Using a combination of biomarkers and mood assessments, researchers will study how pregnant women who are experiencing depression respond to different antidepressants in a clinical trial funded by a grant from the National Institutes of Health to UTHealth Houston. Depression affects approximately 12% of pregnant women, according to the Centers for Disease Control and Prevention.
The goal of the study, led by Laura Goetzl, MD, and Sudhakar Selvaraj, MD, PhD, of McGovern Medical School at UTHealth Houston, is to develop a new testing paradigm to rapidly identify women who are responders to antidepressants. At the same time, the researchers will investigate how those antidepressants might affect the developing baby's brain.
Goetzl, a professor in the Department of Obstetrics, Gynecology and Reproductive Sciences at McGovern Medical School, will examine maternal blood samples before and after the start of antidepressant medication to determine the effect of treatment on messages from the fetal brain found in maternal blood. These messages are found within small particles called extracellular vesicles that are released from the fetal brain, cross the placenta, and enter the maternal blood stream, carrying proteins and other biomarkers. Goetzl will also test maternal blood from the third trimester to identify markers for risk of neonatal withdrawal, or neonatal abstinence syndrome, from the antidepressant.
We will be able to predict which moms are going to respond and which aren't by looking at the messages that came from their brain and how their brain is responding to the medication. The novel thing about our research is that we can also separate out signals coming specifically from the baby's brain in the mom's blood. This gives us a noninvasive window into what's happening in the baby's brain before and after starting anti-depressant medication."
Laura Goetzl, MD, Vice Chair, Department for Translational Research, UTHealth Houston
Mothers on an antidepressant will be evaluated through specific questionnaires and mood scales to see if their depression gets better while taking the medication, while their blood-based markers will simultaneously be measured throughout the treatment during pregnancy.
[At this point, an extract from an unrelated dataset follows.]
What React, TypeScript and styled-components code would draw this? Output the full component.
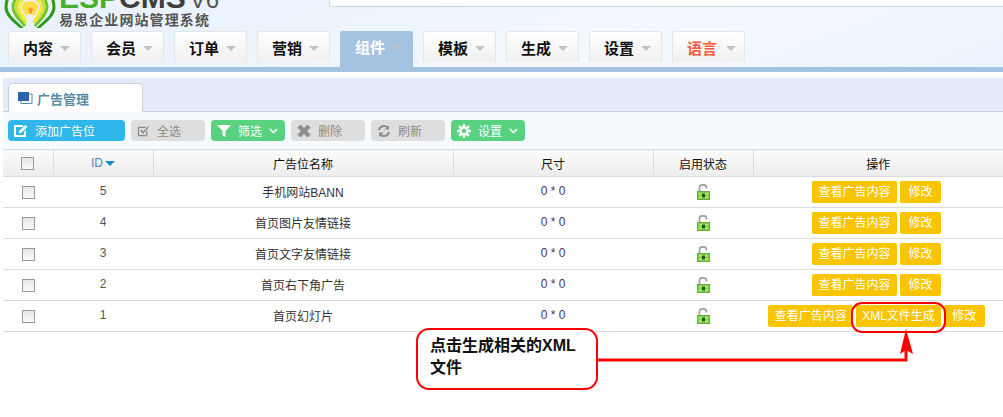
import React from "react";
import styled, { createGlobalStyle } from "styled-components";

const GlobalStyle = createGlobalStyle`
  html, body { margin: 0; padding: 0; background: #fff; }
  body { font-family: "Liberation Sans", "Noto Sans CJK SC", sans-serif; font-size: 12px; color: #222; }
`;

const NAV_ITEMS = ["内容", "会员", "订单", "营销", "组件", "模板", "生成", "设置", "语言"];

const ROWS = [
  { id: 5, name: "手机网站BANN" },
  { id: 4, name: "首页图片友情链接" },
  { id: 3, name: "首页文字友情链接" },
  { id: 2, name: "首页右下角广告" },
  { id: 1, name: "首页幻灯片", xml: true },
];

const Lock = () => (
  <svg width="13" height="16" viewBox="0 0 13 16">
    <path d="M2.500 7V3.500C2.500 1.500 4 .8 6 .8s3.500.7 3.500 2.700v1" fill="none" stroke="#a2a2a2" strokeWidth="1.700" />
    <rect x=".5" y="7.500" width="12" height="8" fill="#7fd03c" stroke="#6aa84a" />
    <rect x="2" y="9" width="9" height="1.500" fill="#b4ec72" />
    <rect x="2" y="12.500" width="9" height="1.500" fill="#b4ec72" />
    <rect x="5" y="9.500" width="3" height="4" fill="#1f5a1c" />
  </svg>
);

const LOGO_BANDS = [
  { color: "#2f9a1c", d: "M20 29C13 22 3 16 3 7 3-5 14-16 27-16S51-5 51 7c0 9-10 15-17 22" },
  { color: "#eaf3fb", d: "M22 27C16 21 7 15 7 7 7-3 16-12 27-12S47-3 47 7c0 8-9 14-15 20" },
  { color: "#72c52a", d: "M22 26C17 20 10 14 10 7 10-1 18-9 27-9S44-1 44 7c0 7-7 13-12 19" },
  { color: "#c6e23a", d: "M23 23C19 18 13 13 13 7 13 0 20-6 27-6S41 0 41 7c0 6-6 11-10 16" },
  { color: "#f5ea3e", d: "M23 21C20 17 16 12 16 7 16 1 22-3 27-3S38 1 38 7c0 5-4 10-7 14" },
];

const Logo = () => (
  <svg width="54" height="28" viewBox="0 0 54 28">
    {LOGO_BANDS.map((band) => (
      <path key={band.color} d={band.d} fill="none" stroke={band.color} strokeWidth="3" />
    ))}
    <path d="M27 1c-5 0-8 3-8 6 0 3 2 6 4 9 1-1 2-2 4-2s3 1 4 2c2-3 4-6 4-9 0-3-3-6-8-6Z" fill="#fbe04a" />
    <path d="M27.500 7l-3.500 3.500h2v3h3v-3h2Z" fill="#f2a024" />
  </svg>
);

const EditIcon = () => (
  <svg width="14" height="14" viewBox="0 0 14 14">
    <path d="M0 1h9v2H2v8h8V8l2-2v7H0Z" fill="currentColor" />
    <path d="M4.500 9.500l1-3L11.500 1l2 2-6 5.500Z" fill="currentColor" />
  </svg>
);

const CheckIcon = () => (
  <svg width="13" height="14" viewBox="0 0 15 14">
    <path d="M1 2h9v1.500H2.500v8h8V8L12 6.500V13H1Z" fill="currentColor" />
    <path d="M3.500 6.500l2-1 1.500 2 6-6 1 1-7 8Z" fill="currentColor" />
  </svg>
);

const FilterIcon = () => (
  <svg width="14" height="14" viewBox="0 0 14 14">
    <path d="M0 1h14L8.500 7v6l-3-1.500V7Z" fill="currentColor" />
  </svg>
);

const CrossIcon = () => (
  <svg width="14" height="14" viewBox="0 0 14 14">
    <path d="M3.500 1L7 4.500 10.500 1 13 3.500 9.500 7l3.500 3.500-2.500 2.500L7 9.500 3.500 13 1 10.500 4.500 7 1 3.500Z" fill="currentColor" stroke="currentColor" strokeLinejoin="round" />
  </svg>
);

const RefreshIcon = () => (
  <svg width="14" height="14" viewBox="0 0 14 14">
    <path d="M2 6a5 5 0 0 1 8.500-2.500" fill="none" stroke="currentColor" strokeWidth="2" />
    <path d="M12 1v4.500H7.500Z" fill="currentColor" />
    <path d="M12 8a5 5 0 0 1-8.500 2.500" fill="none" stroke="currentColor" strokeWidth="2" />
    <path d="M2 13V8.500h4.500Z" fill="currentColor" />
  </svg>
);

const GearIcon = () => (
  <svg width="14" height="14" viewBox="0 0 14 14">
    <circle cx="7" cy="7" r="3.500" fill="none" stroke="currentColor" strokeWidth="2.600" />
    {[0, 45, 90, 135, 180, 225, 270, 315].map((angle) => (
      <rect key={angle} x="5.800" y="0" width="2.400" height="3" fill="currentColor" transform={`rotate(${angle} 7 7)`} />
    ))}
  </svg>
);

const Chevron = () => (
  <svg width="9" height="6" viewBox="0 0 9 6">
    <path d="M1 1l3.500 3.500L8 1" fill="none" stroke="currentColor" strokeWidth="1.600" />
  </svg>
);

const WindowIcon = () => (
  <svg width="15" height="12" viewBox="0 0 15 12">
    <rect x="3" y="2" width="11" height="9.500" fill="none" stroke="#4f8fb8" />
    <rect x="0" y="0" width="11" height="9" fill="#2a62ad" />
  </svg>
);

export default function App() {
  return (
    <Page>
      <GlobalStyle />
      <Header>
        <TopRow>
          <LogoBlock>
            <Logo />
            <LogoWords>
              <Brand>
                <BrandLine>
                  ESP<BrandDark>CMS</BrandDark>
                  <Version>V6</Version>
                </BrandLine>
              </Brand>
              <Slogan>易思企业网站管理系统</Slogan>
            </LogoWords>
          </LogoBlock>
          <SearchBox />
        </TopRow>
        <Nav>
          {NAV_ITEMS.map((item) => (
            <NavTab key={item} $active={item === "组件"} $alert={item === "语言"}>
              {item}
              <NavCaret />
            </NavTab>
          ))}
        </Nav>
      </Header>
      <NavBar />

      <Panel>
        <PanelHead>
          <PanelTab>
            <WindowIcon />
            广告管理
          </PanelTab>
        </PanelHead>
        <Toolbar>
          <ToolButton $tone="blue" $wide>
            <EditIcon />
            添加广告位
          </ToolButton>
          <ToolButton $tone="gray">
            <CheckIcon />
            全选
          </ToolButton>
          <ToolButton $tone="green">
            <FilterIcon />
            筛选
            <Chevron />
          </ToolButton>
          <ToolButton $tone="gray">
            <CrossIcon />
            删除
          </ToolButton>
          <ToolButton $tone="gray">
            <RefreshIcon />
            刷新
          </ToolButton>
          <ToolButton $tone="green">
            <GearIcon />
            设置
            <Chevron />
          </ToolButton>
        </Toolbar>
        <Table>
          <colgroup>
            <col width="50" />
            <col width="100" />
            <col width="300" />
            <col width="200" />
            <col width="100" />
            <col width="250" />
          </colgroup>
          <thead>
            <tr>
              <Th>
                <Check type="checkbox" readOnly />
              </Th>
              <Th>
                <IdLabel>ID</IdLabel>
                <SortCaret />
              </Th>
              <Th>广告位名称</Th>
              <Th>尺寸</Th>
              <Th>启用状态</Th>
              <Th>操作</Th>
            </tr>
          </thead>
          <tbody>
            {ROWS.map((row) => (
              <tr key={row.id}>
                <Td>
                  <Check type="checkbox" readOnly />
                </Td>
                <TextCell $muted>{row.id}</TextCell>
                <TextCell>{row.name}</TextCell>
                <TextCell $size>0 * 0</TextCell>
                <Td>
                  <Lock />
                </Td>
                <Td>
                  <Actions>
                    <ActionButton $pad={6.5}>查看广告内容</ActionButton>
                    {row.xml && <ActionButton $pad={6}>XML文件生成</ActionButton>}
                    <ActionButton $pad={8.5}>修改</ActionButton>
                  </Actions>
                </Td>
              </tr>
            ))}
          </tbody>
        </Table>
      </Panel>

      <Highlight />
      <Callout>点击生成相关的XML文件</Callout>
      <Connector width="320" height="70" viewBox="0 0 320 70">
        <path d="M0 35H309V20" fill="none" stroke="#f00" strokeWidth="3" />
        <path d="M309 4L316 29L309 25L303 29Z" fill="#f00" />
      </Connector>
    </Page>
  );
}

const Page = styled.div`
  position: relative;
  width: 1003px;
  height: 417px;
  overflow: hidden;
  background: #fff;
`;

const Header = styled.header`
  height: 67px;
  display: flex;
  flex-direction: column;
  background: linear-gradient(160deg, #e8f1fb 0%, #eef5fd 45%, #f5f9fe 60%, #eaf3fc 100%);
`;

const TopRow = styled.div`
  height: 36px;
  display: flex;
  justify-content: space-between;
  align-items: flex-start;
  overflow: hidden;
`;

const LogoBlock = styled.div`
  display: flex;
  gap: 2px;
  padding-left: 3px;
  height: 28px;
  overflow: hidden;
`;

const LogoWords = styled.div`
  display: flex;
  flex-direction: column;
  gap: 5px;
  height: 28px;
`;

const Brand = styled.div`
  height: 8px;
  display: flex;
  align-items: flex-end;
  overflow: hidden;
`;

const BrandLine = styled.div`
  flex: none;
  height: 21px;
  font-size: 30px;
  line-height: 21px;
  font-weight: 700;
  color: #45b02c;
  white-space: nowrap;
`;

const BrandDark = styled.span`
  color: #3d3d3d;
`;

const Version = styled.span`
  margin-left: 4px;
  color: #555;
  font-weight: 400;
  font-size: 24px;
`;

const Slogan = styled.div`
  font-size: 14px;
  line-height: 15px;
  font-weight: 700;
  letter-spacing: 1.100px;
  color: #555;
  white-space: nowrap;
`;

const SearchBox = styled.div`
  width: 673px;
  height: 6px;
  background: #fff;
  border: solid #c5d5ea;
  border-width: 0 0 1px 1px;
  border-radius: 0 0 0 3px;
`;

const Nav = styled.nav`
  flex: 1;
  display: flex;
  gap: 10px;
  padding-left: 8px;
`;

const NavTab = styled.div<{ $active?: boolean; $alert?: boolean }>`
  width: 73px;
  height: ${(p) => (p.$active ? "36px" : "31px")};
  box-sizing: border-box;
  display: flex;
  align-items: center;
  padding: ${(p) => (p.$active ? "0 0 5px 15px" : "0 0 0 14px")};
  gap: ${(p) => (p.$alert ? "9px" : "7px")};
  font-size: 15px;
  font-weight: 700;
  color: ${(p) => (p.$active ? "#fff" : p.$alert ? "#f9593c" : "#111")};
  background: ${(p) => (p.$active ? "#a4c2e2" : "linear-gradient(#ffffff, #f0f0f0)")};
  border: ${(p) => (p.$active ? "0" : "1px solid #e2e5ea")};
  border-bottom: 0;
  border-radius: 3px 3px 0 0;
  position: relative;
  z-index: 1;
`;

const NavCaret = styled.span`
  width: 0;
  height: 0;
  margin-top: 2px;
  border-left: 5px solid transparent;
  border-right: 5px solid transparent;
  border-top: 5px solid #c2c2c2;
`;

const NavBar = styled.div`
  height: 5px;
  background: #a4c2e2;
  margin-bottom: 6px;
`;

const Panel = styled.section`
  margin-left: 3px;
`;

const PanelHead = styled.div`
  height: 34px;
  box-sizing: border-box;
  display: flex;
  align-items: flex-end;
  padding-left: 5px;
  background: #e3ecf8;
  border-bottom: 1px solid #c5d0de;
`;

const PanelTab = styled.div`
  width: 135px;
  height: 29px;
  box-sizing: border-box;
  margin-bottom: -1px;
  display: flex;
  align-items: center;
  gap: 4px;
  padding-left: 9px;
  font-size: 13px;
  font-weight: 700;
  color: #5d8ca6;
  background: #fff;
  border: 1px solid #c5d0de;
  border-bottom: 0;
  border-radius: 5px 5px 0 0;
`;

const TONES = {
  blue: { bg: "#2fb6ea", fg: "#fff" },
  gray: { bg: "#dedede", fg: "#8c8c8c" },
  green: { bg: "#58d27f", fg: "#fff" },
};

const Toolbar = styled.div`
  height: 37px;
  box-sizing: border-box;
  display: flex;
  align-items: center;
  gap: 6px;
  padding-left: 5px;
  background: #f5faff;
`;

const ToolButton = styled.div<{ $tone: keyof typeof TONES; $wide?: boolean }>`
  width: ${(p) => (p.$wide ? "117px" : "74px")};
  height: 21px;
  box-sizing: border-box;
  display: flex;
  align-items: center;
  gap: 7px;
  padding-left: 6px;
  border-radius: 4px;
  font-size: 12px;
  background: ${(p) => TONES[p.$tone].bg};
  color: ${(p) => TONES[p.$tone].fg};
`;

const Table = styled.table`
  width: 1000px;
  table-layout: fixed;
  border-collapse: collapse;
  background: #fff;
`;

const Th = styled.th`
  height: 26px;
  padding: 0;
  font-size: 12px;
  font-weight: 400;
  color: #111;
  text-align: center;
  background: linear-gradient(#fbfbfb, #ececec);
  border: solid #dcdcdc;
  border-width: 1px 1px 1px 0;
  &:last-child {
    border-right: 0;
  }
`;

const Td = styled.td`
  height: 30px;
  padding: 0;
  font-size: 12px;
  text-align: center;
  vertical-align: middle;
  border-bottom: 1px solid #dcdcdc;
  svg {
    display: block;
    margin: 0 auto;
  }
`;

const TextCell = styled(Td)<{ $muted?: boolean; $size?: boolean }>`
  height: 28px;
  padding-bottom: 2px;
  color: ${(p) => (p.$muted ? "#555" : p.$size ? "#4a3060" : "#333")};
`;

const Check = styled.input`
  display: block;
  margin: 0 auto;
  width: 13px;
  height: 13px;
  appearance: none;
  background: linear-gradient(#e6e6e6, #fafafa);
  border: 1px solid #999;
`;

const IdLabel = styled.span`
  color: #4a86c0;
`;

const SortCaret = styled.span`
  display: inline-block;
  margin-left: 2px;
  vertical-align: 1px;
  width: 0;
  height: 0;
  border-left: 5px solid transparent;
  border-right: 5px solid transparent;
  border-top: 5px solid #0a8fd0;
`;

const Actions = styled.div`
  display: flex;
  justify-content: center;
  gap: 3px;
  padding-right: 3px;
`;

const ActionButton = styled.div<{ $pad: number }>`
  height: 22px;
  line-height: 22px;
  padding: 0 ${(p) => p.$pad}px;
  border-radius: 2px;
  font-size: 12px;
  color: #fff;
  background: #f9c400;
  white-space: nowrap;
`;

const Highlight = styled.div`
  position: absolute;
  left: 851px;
  top: 302px;
  width: 95px;
  height: 31px;
  box-sizing: border-box;
  border: 2px solid #f00;
  border-radius: 11px;
`;

const Callout = styled.div`
  position: absolute;
  left: 416px;
  top: 328px;
  width: 182px;
  height: 62px;
  box-sizing: border-box;
  padding: 5px 12px 0;
  background: #fff;
  border: 2px solid #f00;
  border-radius: 13px;
  font-size: 16px;
  line-height: 22px;
  font-weight: 700;
  color: #111;
`;

const Connector = styled.svg`
  position: absolute;
  left: 597px;
  top: 325px;
`;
"Pregnancy mental health is a largely ignored area," said Selvaraj, associate professor and director of the Depression Research Program at the Louis A. Faillace, MD, Department of Psychiatry and Behavioral Sciences with McGovern Medical School. "Depression during pregnancy is a very serious problem that affects the mother and the baby, and most women do not receive sufficient evaluation or treatment. If there is a marker that can tell which prescribed medication works, then we can do proper treatment and reduce any problems."